Back in the summer of 1999 I did a little independent study over in Ireland between my junior and senior year of college called “The Solitary Voice”. It was a class for actors and writers and I was the lone poet. We all had to memorize a text–the actors monologues from plays such as The Mai by Marina Carr and Martin McDonagh’s The Beauty Queen of Leenane. I chose a poem by Seamus Heaney, “Casting and Gathering” which he dedicated to Ted Hughes.
We did our final performances on the Aran Islands, on the summer solstice, and hearing the news of Heaney’s death today (at an age that is spitting distance from my own father), the rhythms of this poem have come rushing back.
Casting and Gathering
for Ted Hughes
Years and years ago, these sounds took sides:
On the left bank a green silk tapered cast
Went whispering through the air, saying hush
And lush, entirely free, no matter whether
It swished above the hayfield or the river.

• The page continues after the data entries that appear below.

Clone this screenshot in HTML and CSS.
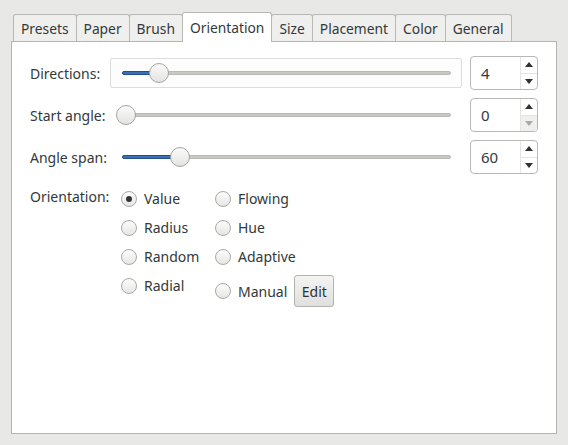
FILE: index.html
```html
<!DOCTYPE html>
<html>
<head>
<meta charset="utf-8">
<link rel="stylesheet" href="styles.css">
</head>
<body>
<div class="window">
  <div class="tabs">
    <div class="tab">Presets</div>
    <div class="tab">Paper</div>
    <div class="tab">Brush</div>
    <div class="tab active">Orientation</div>
    <div class="tab">Size</div>
    <div class="tab">Placement</div>
    <div class="tab">Color</div>
    <div class="tab">General</div>
  </div>
  <div class="panel">
    <div class="row">
      <div class="label">Directions:</div>
      <div class="slider framed">
        <div class="travel" style="--v:0.1034">
          <div class="track"></div>
          <div class="fill"></div>
          <div class="thumb"></div>
        </div>
      </div>
      <div class="spin">
        <div class="val">4</div>
        <div class="arrows">
          <div class="arr up"><span class="tri-up"></span></div>
          <div class="arr down"><span class="tri-down"></span></div>
        </div>
      </div>
    </div>
    <div class="row">
      <div class="label">Start angle:</div>
      <div class="slider">
        <div class="travel" style="--v:0">
          <div class="track"></div>
          <div class="thumb"></div>
        </div>
      </div>
      <div class="spin">
        <div class="val">0</div>
        <div class="arrows">
          <div class="arr up"><span class="tri-up"></span></div>
          <div class="arr down disabled"><span class="tri-down"></span></div>
        </div>
      </div>
    </div>
    <div class="row">
      <div class="label">Angle span:</div>
      <div class="slider">
        <div class="travel" style="--v:0.1667">
          <div class="track"></div>
          <div class="fill"></div>
          <div class="thumb"></div>
        </div>
      </div>
      <div class="spin">
        <div class="val">60</div>
        <div class="arrows">
          <div class="arr up"><span class="tri-up"></span></div>
          <div class="arr down"><span class="tri-down"></span></div>
        </div>
      </div>
    </div>
    <div class="orient">
      <div class="label olabel">Orientation:</div>
      <div class="radcol col1">
        <div class="radio checked"><span class="circle"></span>Value</div>
        <div class="radio"><span class="circle"></span>Radius</div>
        <div class="radio"><span class="circle"></span>Random</div>
        <div class="radio"><span class="circle"></span>Radial</div>
      </div>
      <div class="radcol">
        <div class="radio"><span class="circle"></span>Flowing</div>
        <div class="radio"><span class="circle"></span>Hue</div>
        <div class="radio"><span class="circle"></span>Adaptive</div>
        <div class="radio manual"><span class="circle"></span>Manual<button class="btn">Edit</button></div>
      </div>
    </div>
  </div>
</div>
</body>
</html>
```

FILE: styles.css
```css
html, body {
  margin: 0;
  padding: 0;
  background: #e8e8e7;
  font-family: "Noto Sans", "DejaVu Sans", sans-serif;
  font-size: 14px;
  color: #33393b;
}
.window {
  padding: 12px 0 0 11px;
}
.tabs {
  display: flex;
  align-items: flex-end;
  padding-left: 2px;
  height: 29px;
  position: relative;
  z-index: 2;
}
.tab {
  height: 26px;
  line-height: 27px;
  padding: 0 7px;
  background: #efefed;
  border: 1px solid #b8b8b5;
  border-bottom: none;
  border-radius: 3px 3px 0 0;
  margin-right: -1px;
  font-size: 13.8px;
}
.tab.active {
  background: #ffffff;
  height: 29px;
  line-height: 30px;
  padding: 0 7px;
  margin-bottom: -1px;
  position: relative;
  z-index: 3;
}
.panel {
  width: 546px;
  height: 393px;
  box-sizing: border-box;
  background: #ffffff;
  border: 1px solid #b4b4b1;
  padding: 14px 0 0 18px;
  position: relative;
  z-index: 1;
}
.row {
  display: flex;
  align-items: center;
  height: 34px;
  margin-bottom: 8px;
}
.label {
  width: 80px;
  flex: none;
}
.slider {
  width: 352px;
  height: 30px;
  box-sizing: border-box;
  padding: 0 4px 0 5px;
  display: flex;
  align-items: center;
  border: 1px solid transparent;
  flex: none;
}
.slider.framed {
  border-color: #dcdcd9;
  background: #fdfdfd;
  border-radius: 2px;
}
.travel {
  position: relative;
  flex: 1;
  height: 20px;
}
.track {
  position: absolute;
  left: 6px;
  right: 6px;
  top: 8px;
  height: 4px;
  box-sizing: border-box;
  background: #c8c8c5;
  border: 1px solid #b9b9b6;
  border-radius: 2px;
}
.fill {
  position: absolute;
  left: 6px;
  top: 8px;
  height: 4px;
  width: calc(var(--v) * (100% - 20px) + 6px);
  box-sizing: border-box;
  background: #3c70b2;
  border: 1px solid #234f8a;
  border-radius: 2px;
}
.thumb {
  position: absolute;
  top: 0;
  left: calc(var(--v) * (100% - 20px));
  width: 20px;
  height: 20px;
  box-sizing: border-box;
  border-radius: 50%;
  border: 1px solid #a4a4a1;
  background: linear-gradient(#fbfbfa, #e3e3e1);
}
.spin {
  margin-left: 8px;
  width: 68px;
  height: 34px;
  box-sizing: border-box;
  border: 1px solid #b8b8b5;
  border-radius: 4px;
  background: #fff;
  display: flex;
  overflow: hidden;
  flex: none;
}
.val {
  flex: 1;
  padding-left: 10px;
  line-height: 32px;
  font-size: 15px;
}
.arrows {
  width: 16px;
  border-left: 1px solid #e4e4e2;
  display: flex;
  flex-direction: column;
}
.arr {
  flex: 1;
  display: flex;
  align-items: center;
  justify-content: center;
}
.arr.up {
  border-bottom: 1px solid #e4e4e2;
}
.arr.disabled {
  background: #efefee;
}
.tri-up {
  width: 0;
  height: 0;
  border-left: 4px solid transparent;
  border-right: 4px solid transparent;
  border-bottom: 5px solid #2e3436;
}
.tri-down {
  width: 0;
  height: 0;
  border-left: 4px solid transparent;
  border-right: 4px solid transparent;
  border-top: 5px solid #2e3436;
}
.disabled .tri-down {
  border-top-color: #a9a9a7;
}
.orient {
  display: flex;
  margin-top: 10px;
}
.olabel {
  line-height: 25px;
}
.radcol {
  display: flex;
  flex-direction: column;
}
.col1 {
  margin-left: 11px;
  width: 94px;
}
.radio {
  display: flex;
  align-items: center;
  height: 29px;
}
.circle {
  width: 16px;
  height: 16px;
  box-sizing: border-box;
  border-radius: 50%;
  border: 1px solid #a9a9a6;
  background: linear-gradient(#fcfcfb, #e6e6e4);
  margin-right: 7px;
  display: flex;
  align-items: center;
  justify-content: center;
}
.checked .circle::after {
  content: "";
  width: 6px;
  height: 6px;
  border-radius: 50%;
  background: #2e3436;
}
.radio.manual {
  height: 32px;
  margin-top: 4px;
}
.btn {
  margin-left: 7px;
  width: 40px;
  height: 32px;
  box-sizing: border-box;
  border: 1px solid #b2b2af;
  border-radius: 3px;
  background: linear-gradient(#f4f4f3, #dfdfdd);
  font-family: inherit;
  font-size: 14px;
  color: #2e3436;
  padding: 0;
}
```
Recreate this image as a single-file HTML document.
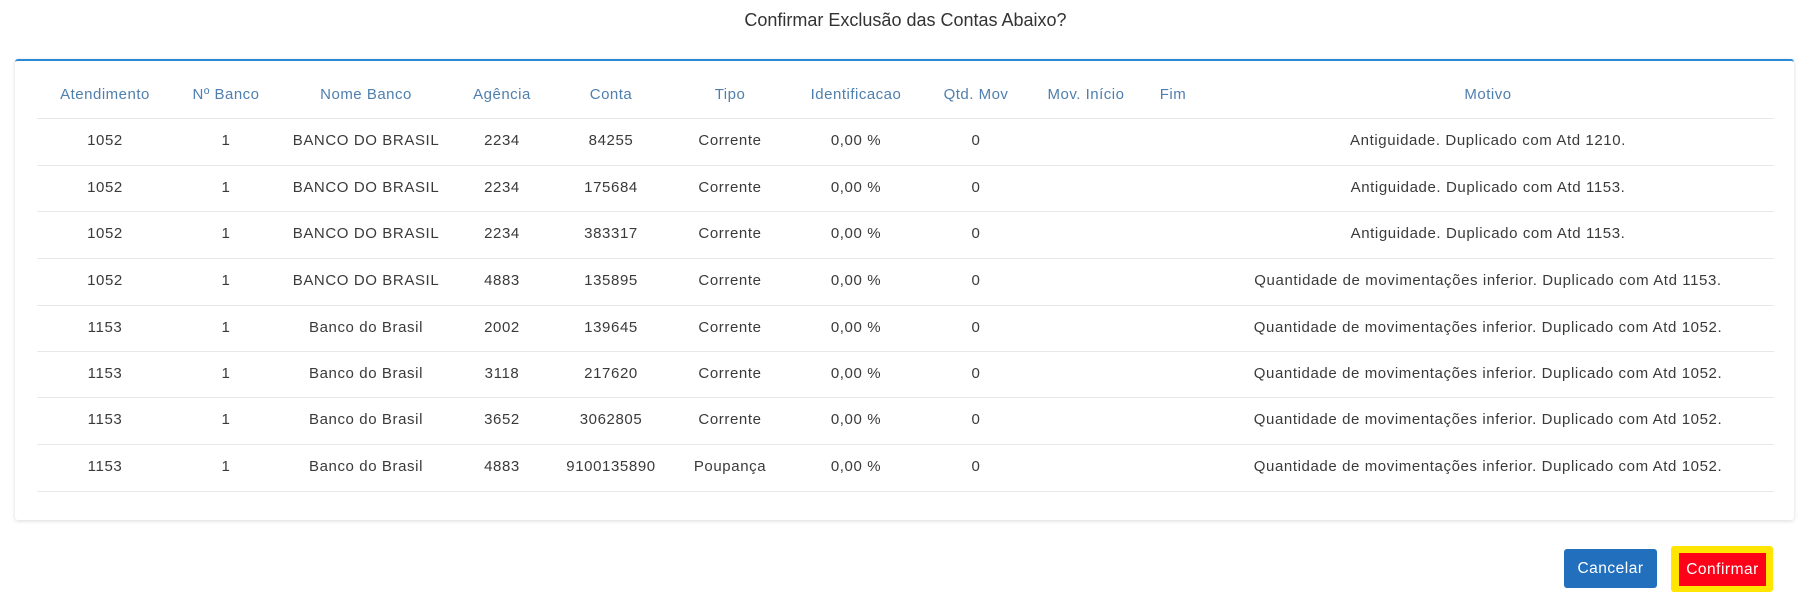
<!DOCTYPE html>
<html><head><meta charset="utf-8"><style>
body{margin:0;width:1811px;height:616px;background:#fff;font-family:"Liberation Sans",sans-serif;position:relative;overflow:hidden}
.t{position:absolute;top:9px;left:0;width:1811px;text-align:center;font-size:18px;color:#333;line-height:22px}
.card{position:absolute;left:15px;top:59px;width:1779px;height:461px;border-top:2px solid #2b8ad6;border-radius:3px;box-shadow:0 1px 4px rgba(0,0,0,.15);background:#fff;box-sizing:border-box}
.c{position:absolute;transform:translateX(-50%);white-space:nowrap;font-size:15px;letter-spacing:0.6px;line-height:18px;color:#3a3a3a}
.h{color:#4f7fae;letter-spacing:0.5px}
.l{position:absolute;left:37px;width:1737px;height:1px;background:#e8e8e8}
.btn{position:absolute;color:#fff;font-size:15.5px;letter-spacing:0.5px;text-align:center}
</style></head><body>
<div class="t">Confirmar Exclusão das Contas Abaixo?</div>
<div class="card"></div>
<div class="l" style="top:118px"></div>
<div class="l" style="top:165px"></div>
<div class="l" style="top:211px"></div>
<div class="l" style="top:258px"></div>
<div class="l" style="top:305px"></div>
<div class="l" style="top:351px"></div>
<div class="l" style="top:397px"></div>
<div class="l" style="top:444px"></div>
<div class="l" style="top:491px"></div>

<div class="c h" style="left:105px;top:86px">Atendimento</div>
<div class="c h" style="left:226px;top:86px">Nº Banco</div>
<div class="c h" style="left:366px;top:86px">Nome Banco</div>
<div class="c h" style="left:502px;top:86px">Agência</div>
<div class="c h" style="left:611px;top:86px">Conta</div>
<div class="c h" style="left:730px;top:86px">Tipo</div>
<div class="c h" style="left:856px;top:86px">Identificacao</div>
<div class="c h" style="left:976px;top:86px">Qtd. Mov</div>
<div class="c h" style="left:1086px;top:86px">Mov. Início</div>
<div class="c h" style="left:1173px;top:86px">Fim</div>
<div class="c h" style="left:1488px;top:86px">Motivo</div>

<div class="c" style="left:105px;top:132px">1052</div><div class="c" style="left:226px;top:132px">1</div><div class="c" style="left:366px;top:132px">BANCO DO BRASIL</div><div class="c" style="left:502px;top:132px">2234</div><div class="c" style="left:611px;top:132px">84255</div><div class="c" style="left:730px;top:132px">Corrente</div><div class="c" style="left:856px;top:132px">0,00 %</div><div class="c" style="left:976px;top:132px">0</div><div class="c" style="left:1488px;top:132px">Antiguidade. Duplicado com Atd 1210.</div>

<div class="c" style="left:105px;top:179px">1052</div><div class="c" style="left:226px;top:179px">1</div><div class="c" style="left:366px;top:179px">BANCO DO BRASIL</div><div class="c" style="left:502px;top:179px">2234</div><div class="c" style="left:611px;top:179px">175684</div><div class="c" style="left:730px;top:179px">Corrente</div><div class="c" style="left:856px;top:179px">0,00 %</div><div class="c" style="left:976px;top:179px">0</div><div class="c" style="left:1488px;top:179px">Antiguidade. Duplicado com Atd 1153.</div>

<div class="c" style="left:105px;top:225px">1052</div><div class="c" style="left:226px;top:225px">1</div><div class="c" style="left:366px;top:225px">BANCO DO BRASIL</div><div class="c" style="left:502px;top:225px">2234</div><div class="c" style="left:611px;top:225px">383317</div><div class="c" style="left:730px;top:225px">Corrente</div><div class="c" style="left:856px;top:225px">0,00 %</div><div class="c" style="left:976px;top:225px">0</div><div class="c" style="left:1488px;top:225px">Antiguidade. Duplicado com Atd 1153.</div>

<div class="c" style="left:105px;top:272px">1052</div><div class="c" style="left:226px;top:272px">1</div><div class="c" style="left:366px;top:272px">BANCO DO BRASIL</div><div class="c" style="left:502px;top:272px">4883</div><div class="c" style="left:611px;top:272px">135895</div><div class="c" style="left:730px;top:272px">Corrente</div><div class="c" style="left:856px;top:272px">0,00 %</div><div class="c" style="left:976px;top:272px">0</div><div class="c" style="left:1488px;top:272px">Quantidade de movimentações inferior. Duplicado com Atd 1153.</div>

<div class="c" style="left:105px;top:319px">1153</div><div class="c" style="left:226px;top:319px">1</div><div class="c" style="left:366px;top:319px">Banco do Brasil</div><div class="c" style="left:502px;top:319px">2002</div><div class="c" style="left:611px;top:319px">139645</div><div class="c" style="left:730px;top:319px">Corrente</div><div class="c" style="left:856px;top:319px">0,00 %</div><div class="c" style="left:976px;top:319px">0</div><div class="c" style="left:1488px;top:319px">Quantidade de movimentações inferior. Duplicado com Atd 1052.</div>

<div class="c" style="left:105px;top:365px">1153</div><div class="c" style="left:226px;top:365px">1</div><div class="c" style="left:366px;top:365px">Banco do Brasil</div><div class="c" style="left:502px;top:365px">3118</div><div class="c" style="left:611px;top:365px">217620</div><div class="c" style="left:730px;top:365px">Corrente</div><div class="c" style="left:856px;top:365px">0,00 %</div><div class="c" style="left:976px;top:365px">0</div><div class="c" style="left:1488px;top:365px">Quantidade de movimentações inferior. Duplicado com Atd 1052.</div>

<div class="c" style="left:105px;top:411px">1153</div><div class="c" style="left:226px;top:411px">1</div><div class="c" style="left:366px;top:411px">Banco do Brasil</div><div class="c" style="left:502px;top:411px">3652</div><div class="c" style="left:611px;top:411px">3062805</div><div class="c" style="left:730px;top:411px">Corrente</div><div class="c" style="left:856px;top:411px">0,00 %</div><div class="c" style="left:976px;top:411px">0</div><div class="c" style="left:1488px;top:411px">Quantidade de movimentações inferior. Duplicado com Atd 1052.</div>

<div class="c" style="left:105px;top:458px">1153</div><div class="c" style="left:226px;top:458px">1</div><div class="c" style="left:366px;top:458px">Banco do Brasil</div><div class="c" style="left:502px;top:458px">4883</div><div class="c" style="left:611px;top:458px">9100135890</div><div class="c" style="left:730px;top:458px">Poupança</div><div class="c" style="left:856px;top:458px">0,00 %</div><div class="c" style="left:976px;top:458px">0</div><div class="c" style="left:1488px;top:458px">Quantidade de movimentações inferior. Duplicado com Atd 1052.</div>

<div class="btn" style="left:1564px;top:549px;width:93px;height:39px;line-height:39px;background:#2270bd;border-radius:3px">Cancelar</div>
<div style="position:absolute;left:1671px;top:546px;width:102px;height:46px;background:#ffe500;border-radius:3px"></div>
<div class="btn" style="left:1679px;top:553px;width:87px;height:33px;line-height:33px;background:#ff0019">Confirmar</div>
</body></html>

On the right bank, like a speeded-up corncrake,
A sharp ratcheting kept on and on
Cutting across the stillness as another
Fisherman gathered line-lengths off his reel.
I am still standing there, awake and dreamy.
I have grown older and can see them both
Moving their arms and rods, working away,
Each one absorbed, proofed by the sounds he’s making.
One sound is saying, ‘You aren’t worth tuppence,
But neither is anybody. So watch Number One!’
The other says, ‘Go with it! Give and swerve.
You are everything you feel beside the river.’
I love hushed air. I trust contrariness.
Years and years go past and I cannot move
For I see that when one man casts, the other gathers
And then vice versa, without changing sides.